Earlier this year, I sat down with Andreas Melhede of Elata Biosciences, who is building what he calls the “open internet of brains” — an open-source network that lets any developer build a neuro app compatible with standard EEG devices. The non-profit has built its own EEG device and a simple Pong game, which it demoed this past fall at a cryptocurrency conference in Singapore. Around 30 attendees gathered on a restaurant patio to compete in a Pong tournament, but instead of using handheld controllers, each competitor wore a headset that tracked their brain signals. Their goal? Move the on-screen paddle and hit the ball using nothing but their thoughts.

Pong has long been used as a proof of concept for BCI experiments, even by Neuralink. Melhede explained that the tournament was a lighthearted, approachable way to introduce everyday people to neurotech. Developers have already built several other gaming apps for the Elata network, and Melhede hopes to attract research and mental wellness apps to the platform too. “What users get out of it and what developers build is entirely up to them,” he says. His inspiration for founding Elata came after watching a loved one struggle with depression and anxiety; he believes wearable neurotech could be a life-changing tool for people dealing with those conditions.
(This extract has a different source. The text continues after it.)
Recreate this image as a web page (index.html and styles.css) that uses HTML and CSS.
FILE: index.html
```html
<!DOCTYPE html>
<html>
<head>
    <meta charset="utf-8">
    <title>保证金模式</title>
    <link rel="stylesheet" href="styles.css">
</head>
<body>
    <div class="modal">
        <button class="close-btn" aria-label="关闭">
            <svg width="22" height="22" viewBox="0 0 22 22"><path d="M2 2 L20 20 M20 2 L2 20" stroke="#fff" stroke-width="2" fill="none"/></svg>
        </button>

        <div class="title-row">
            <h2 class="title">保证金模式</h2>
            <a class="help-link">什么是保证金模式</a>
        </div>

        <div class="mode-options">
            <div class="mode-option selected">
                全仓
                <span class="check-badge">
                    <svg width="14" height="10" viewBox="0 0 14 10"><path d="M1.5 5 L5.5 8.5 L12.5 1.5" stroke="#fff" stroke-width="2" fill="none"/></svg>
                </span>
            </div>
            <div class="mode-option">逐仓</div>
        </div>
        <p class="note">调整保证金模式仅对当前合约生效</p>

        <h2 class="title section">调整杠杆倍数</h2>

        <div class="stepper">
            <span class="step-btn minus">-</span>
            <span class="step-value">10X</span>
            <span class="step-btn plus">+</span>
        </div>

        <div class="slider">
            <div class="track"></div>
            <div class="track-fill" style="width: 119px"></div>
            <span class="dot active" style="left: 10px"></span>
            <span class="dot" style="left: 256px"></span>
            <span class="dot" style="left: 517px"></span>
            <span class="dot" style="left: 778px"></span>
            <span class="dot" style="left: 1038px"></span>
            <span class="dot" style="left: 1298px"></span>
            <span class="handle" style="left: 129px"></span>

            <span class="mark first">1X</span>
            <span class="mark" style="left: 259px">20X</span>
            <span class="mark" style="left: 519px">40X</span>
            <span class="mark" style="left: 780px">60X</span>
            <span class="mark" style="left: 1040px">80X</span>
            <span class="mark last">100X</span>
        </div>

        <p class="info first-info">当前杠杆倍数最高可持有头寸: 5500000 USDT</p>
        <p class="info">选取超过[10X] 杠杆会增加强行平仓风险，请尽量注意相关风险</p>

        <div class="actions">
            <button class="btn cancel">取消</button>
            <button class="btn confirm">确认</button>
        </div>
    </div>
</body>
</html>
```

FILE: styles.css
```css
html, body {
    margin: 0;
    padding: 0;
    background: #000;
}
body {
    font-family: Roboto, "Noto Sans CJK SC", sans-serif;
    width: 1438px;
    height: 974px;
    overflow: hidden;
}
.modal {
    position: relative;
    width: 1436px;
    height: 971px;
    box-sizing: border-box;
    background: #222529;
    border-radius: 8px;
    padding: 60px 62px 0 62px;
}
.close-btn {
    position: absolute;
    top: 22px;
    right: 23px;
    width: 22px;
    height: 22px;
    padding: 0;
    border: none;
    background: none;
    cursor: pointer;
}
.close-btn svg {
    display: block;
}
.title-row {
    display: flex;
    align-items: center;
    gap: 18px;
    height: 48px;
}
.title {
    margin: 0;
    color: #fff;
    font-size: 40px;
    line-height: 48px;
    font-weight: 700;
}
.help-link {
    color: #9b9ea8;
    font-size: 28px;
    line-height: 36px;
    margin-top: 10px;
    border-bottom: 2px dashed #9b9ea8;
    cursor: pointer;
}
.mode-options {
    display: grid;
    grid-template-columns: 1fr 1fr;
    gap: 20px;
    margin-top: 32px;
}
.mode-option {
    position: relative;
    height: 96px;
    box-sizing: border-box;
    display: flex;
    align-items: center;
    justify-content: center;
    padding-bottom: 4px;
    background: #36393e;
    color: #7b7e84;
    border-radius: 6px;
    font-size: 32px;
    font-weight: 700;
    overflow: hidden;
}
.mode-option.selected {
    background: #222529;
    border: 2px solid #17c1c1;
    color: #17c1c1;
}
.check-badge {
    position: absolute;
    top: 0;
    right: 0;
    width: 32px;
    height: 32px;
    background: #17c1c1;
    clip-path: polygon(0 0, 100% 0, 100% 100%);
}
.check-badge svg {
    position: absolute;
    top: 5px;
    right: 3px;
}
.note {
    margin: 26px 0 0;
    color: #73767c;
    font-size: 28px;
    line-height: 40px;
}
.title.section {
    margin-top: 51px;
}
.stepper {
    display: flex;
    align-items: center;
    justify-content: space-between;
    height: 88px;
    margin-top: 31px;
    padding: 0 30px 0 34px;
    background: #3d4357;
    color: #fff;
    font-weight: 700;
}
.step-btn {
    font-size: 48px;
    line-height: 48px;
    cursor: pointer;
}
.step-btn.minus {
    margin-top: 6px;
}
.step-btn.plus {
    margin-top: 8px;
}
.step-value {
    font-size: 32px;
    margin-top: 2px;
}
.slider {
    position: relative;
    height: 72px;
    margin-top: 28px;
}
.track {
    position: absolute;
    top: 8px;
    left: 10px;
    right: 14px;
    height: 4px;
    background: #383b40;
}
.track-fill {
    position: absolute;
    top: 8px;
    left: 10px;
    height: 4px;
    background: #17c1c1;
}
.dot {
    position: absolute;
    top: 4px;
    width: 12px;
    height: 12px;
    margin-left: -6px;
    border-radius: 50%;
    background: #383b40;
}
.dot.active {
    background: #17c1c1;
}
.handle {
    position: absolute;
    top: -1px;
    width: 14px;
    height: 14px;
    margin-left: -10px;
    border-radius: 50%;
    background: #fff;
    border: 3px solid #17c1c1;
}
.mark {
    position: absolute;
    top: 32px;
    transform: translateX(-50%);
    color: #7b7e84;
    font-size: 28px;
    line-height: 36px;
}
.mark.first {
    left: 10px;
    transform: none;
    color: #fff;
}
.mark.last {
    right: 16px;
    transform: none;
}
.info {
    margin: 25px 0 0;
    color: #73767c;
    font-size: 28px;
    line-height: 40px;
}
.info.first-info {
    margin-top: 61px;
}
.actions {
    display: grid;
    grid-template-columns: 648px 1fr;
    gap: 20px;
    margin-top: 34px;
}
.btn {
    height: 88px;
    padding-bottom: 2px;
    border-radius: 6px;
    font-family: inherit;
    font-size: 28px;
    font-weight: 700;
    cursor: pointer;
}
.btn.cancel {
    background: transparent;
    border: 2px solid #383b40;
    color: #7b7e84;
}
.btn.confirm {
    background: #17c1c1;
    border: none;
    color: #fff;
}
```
Other wearable neurotech developers are pursuing full regulatory approval as medical devices, following the same path Apple took to get many of its Apple Watch health features cleared by regulators. Sweden’s Flow Neuroscience has developed a headset that delivers low-intensity electrical current via a method called transcranial direct current stimulation, to treat depression. A matching companion app offers behavioral therapy resources, clinical guidance, and ongoing symptom monitoring. This past December, the device won approval from the U.S. Food and Drug Administration as the first at-home, non-pharmaceutical treatment for major depressive disorder available in the U.S. It already holds approval in the U.K., Europe, Australia, and multiple other markets. In a clinical trial with 174 participants, 45% of people who used Flow’s device saw their depression symptoms go into remission after 10 weeks, compared to just 22% of participants in the control group who used a placebo sham device. Flow expects the headset to launch in the U.S. in spring 2026, and it’s already available for use through the U.K.’s National Health Service.
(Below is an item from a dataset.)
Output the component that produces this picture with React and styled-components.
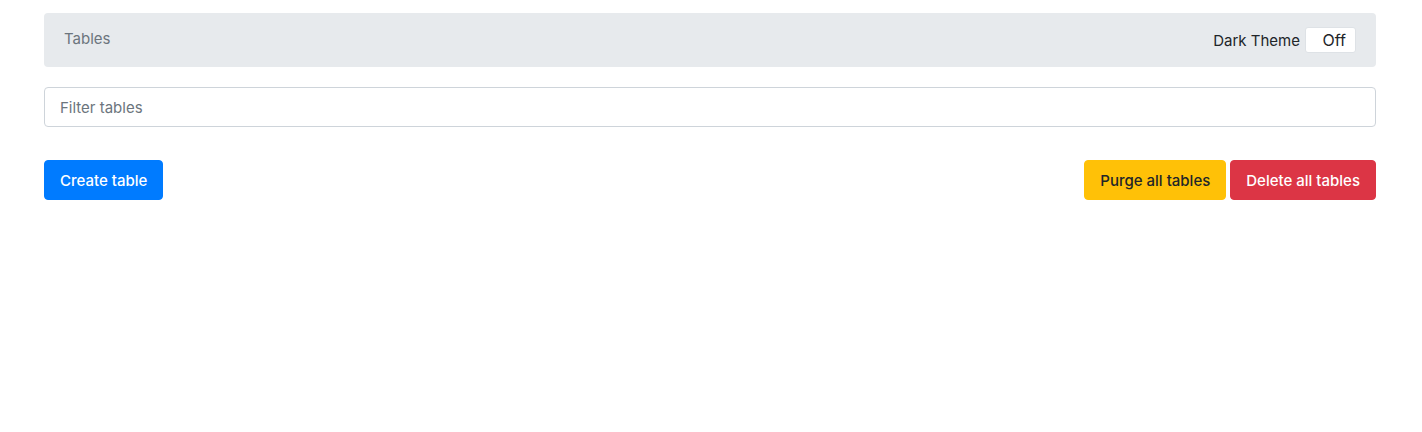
import React, { useState } from 'react';
import styled, { createGlobalStyle } from 'styled-components';

const GlobalStyle = createGlobalStyle`
    body {
        margin: 0;
        font-family: Inter, 'Liberation Sans', sans-serif;
        font-size: 15px;
        color: #212529;
        background: #fff;
    }
    * { box-sizing: border-box; }
`;

const Page = styled.div`
    padding: 13px 46px 0 44px;
`;

const Breadcrumb = styled.nav`
    display: flex;
    align-items: center;
    justify-content: space-between;
    height: 54px;
    padding: 0 20px;
    background-color: #e7eaed;
    border-radius: 4px;
    margin-bottom: 20px;
`;

const Crumb = styled.span`
    color: #6c757d;
    font-size: 15px;
    margin-top: -4px;
`;

const ThemeToggle = styled.label`
    display: flex;
    align-items: center;
    gap: 5px;
    font-size: 15px;
    color: #212529;
`;

const ToggleBox = styled.button`
    width: 51px;
    height: 26px;
    border: 1px solid #dee2e6;
    border-radius: 3px;
    background: #fff;
    font-family: inherit;
    font-size: 16px;
    color: #212529;
    text-align: right;
    padding: 0 9px 0 0;
    cursor: pointer;
`;

const FilterInput = styled.input`
    display: block;
    width: 100%;
    height: 40px;
    padding: 0 15px;
    font-family: inherit;
    font-size: 15px;
    color: #495057;
    border: 1px solid #ced4da;
    border-radius: 4px;
    margin-bottom: 33px;

    &::placeholder {
        color: #6c757d;
    }
`;

const Actions = styled.div`
    display: flex;
    justify-content: space-between;
    align-items: center;
`;

const Group = styled.div`
    display: flex;
    gap: 4px;
`;

const colors = {
    primary: { bg: '#007bff', fg: '#fff' },
    warning: { bg: '#ffc107', fg: '#212529' },
    danger: { bg: '#dc3545', fg: '#fff' },
};

const Button = styled.button`
    height: 40px;
    padding: 0 15px;
    font-family: inherit;
    font-size: 15px;
    font-weight: 500;
    border: 1px solid ${(p) => colors[p.$variant].bg};
    background-color: ${(p) => colors[p.$variant].bg};
    color: ${(p) => colors[p.$variant].fg};
    border-radius: 4px;
    cursor: pointer;
`;

export default function App() {
    const [dark, setDark] = useState(false);
    return (
        <>
            <GlobalStyle />
            <Page>
                <Breadcrumb>
                    <Crumb>Tables</Crumb>
                    <ThemeToggle>
                        Dark Theme
                        <ToggleBox onClick={() => setDark(!dark)}>{dark ? 'On' : 'Off'}</ToggleBox>
                    </ThemeToggle>
                </Breadcrumb>
                <FilterInput placeholder="Filter tables" />
                <Actions>
                    <Button $variant="primary">Create table</Button>
                    <Group>
                        <Button $variant="warning">Purge all tables</Button>
                        <Button $variant="danger">Delete all tables</Button>
                    </Group>
                </Actions>
            </Page>
        </>
    );
}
While implanted BCIs are already advanced enough to decode inner speech and even predict some unconscious thoughts, no consumer wearable today is sophisticated enough to read a person’s private thoughts — at least not yet. These consumer devices only use AI to identify specific brain wave patterns tied to certain general states of mind. Even so, brain wave data is extremely personal, and it can reveal a huge amount of sensitive information about someone’s mental and emotional state. This has sparked urgent questions about how the data collected from these devices will be stored and kept secure. The brain is the final frontier of personal privacy. Digital ads are already frighteningly targeted today, but just imagine if device makers sold consumers’ neuro data to third-party advertisers. Or if your employer could see exactly how many minutes of your workday you weren’t fully focused on your tasks.
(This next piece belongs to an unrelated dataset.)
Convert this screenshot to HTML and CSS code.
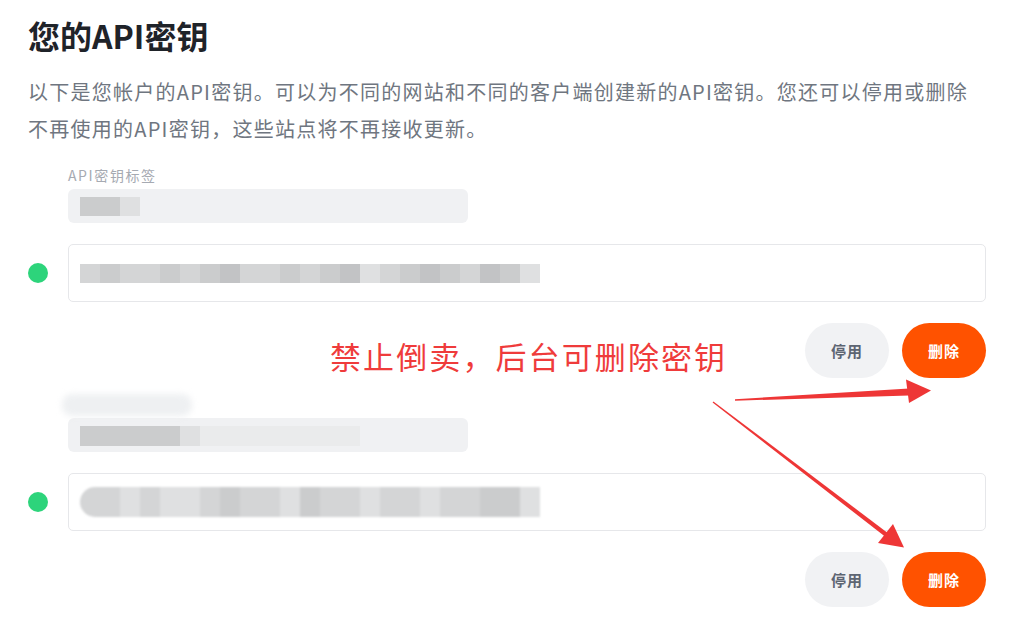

Nita Farahany, a professor of law and philosophy at Duke University and author of Battle for Your Brain, which explores the emerging era of brain tracking and neurotech, predicts that wearable neurotech will eventually become nearly universal. “They will become so commonplace that they won’t even be recognizable as ‘wearables’ like headphones or earbuds — they’ll be tiny tattoos behind your ear, seamlessly integrated with all your other devices,” she says. “That’s where this is inevitably going: seamless, direct brain-to-device integration.”